I have always insisted on a division of labor between professional and public sociology. The division of labor implies contradiction as well as interdependence but sociology is of little use if it cannot give some guidance to labor as to the tendencies of capitalism, a theorization that pays attention to history and geography, it is of little use to labor if it fixes the data so that labor appears stronger than it is, or if it ignores the data and declares an imminent upsurge on the grounds that we can never know when the next upsurge will arrive. It is the responsibility of professional and public sociologists alike to combat arguments and claims that have neither concrete nor theoretical foundation. Public sociology cannot be the name for bad sociology, it cannot be vanguardist or populist, but must aim for a dialogue with labor on the basis of what we know as sociologists. Equally, professional sociology cannot be self-referential, we have to defend theoretical frameworks that cast light on the limits and possibilities of the labor movement.

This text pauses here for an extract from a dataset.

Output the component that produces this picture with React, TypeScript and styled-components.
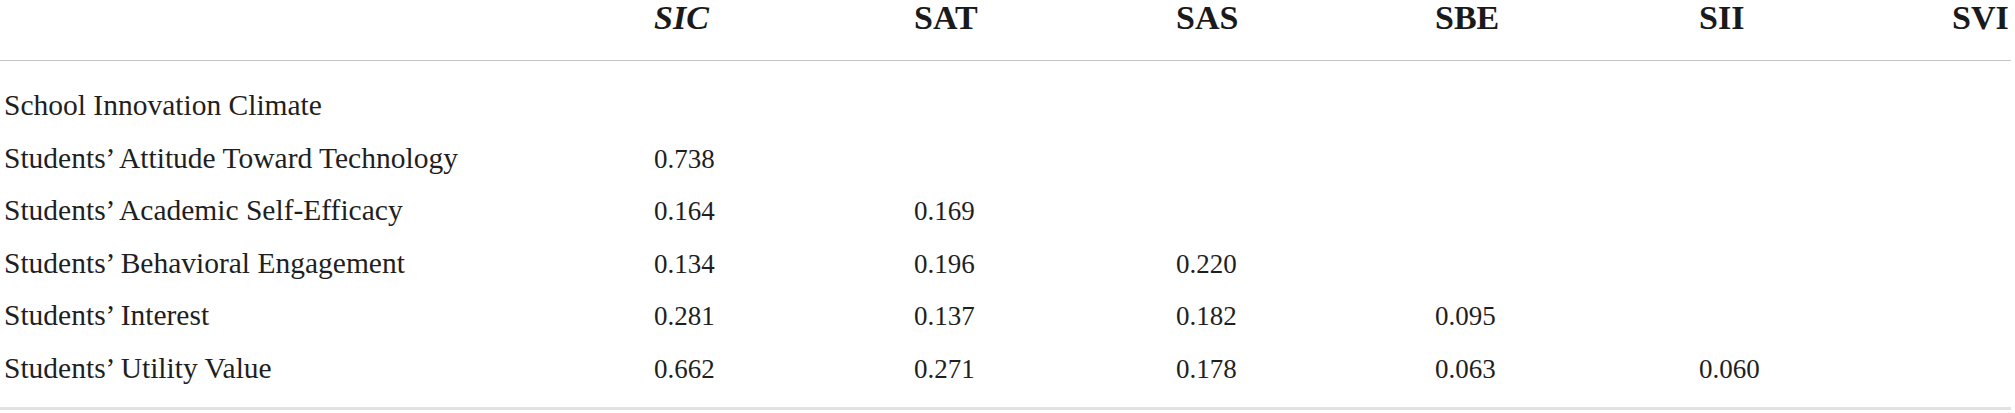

And that too is a political struggle, but one conducted on the terrain of the academy, and in accordance with its rules.

[…]

In writing of politics Max Weber endorsed the pursuit of the impossible in order to achieve the possible, but he always distinguished politics from science. Precisely because they feed each other, we should not confuse science and politics. Science should be a corrective to politics, challenging assumptions, asking uncomfortable questions, projecting longer time horizons. If it is to formulate utopias these must be real utopias, rooted in lived experience, and we have to be extra vigilant in examining their conditions of existence, their internal contradictions, and their possible dissemination. In all cases science loses its raison d’etre when it loses its autonomy, its critical pessimism.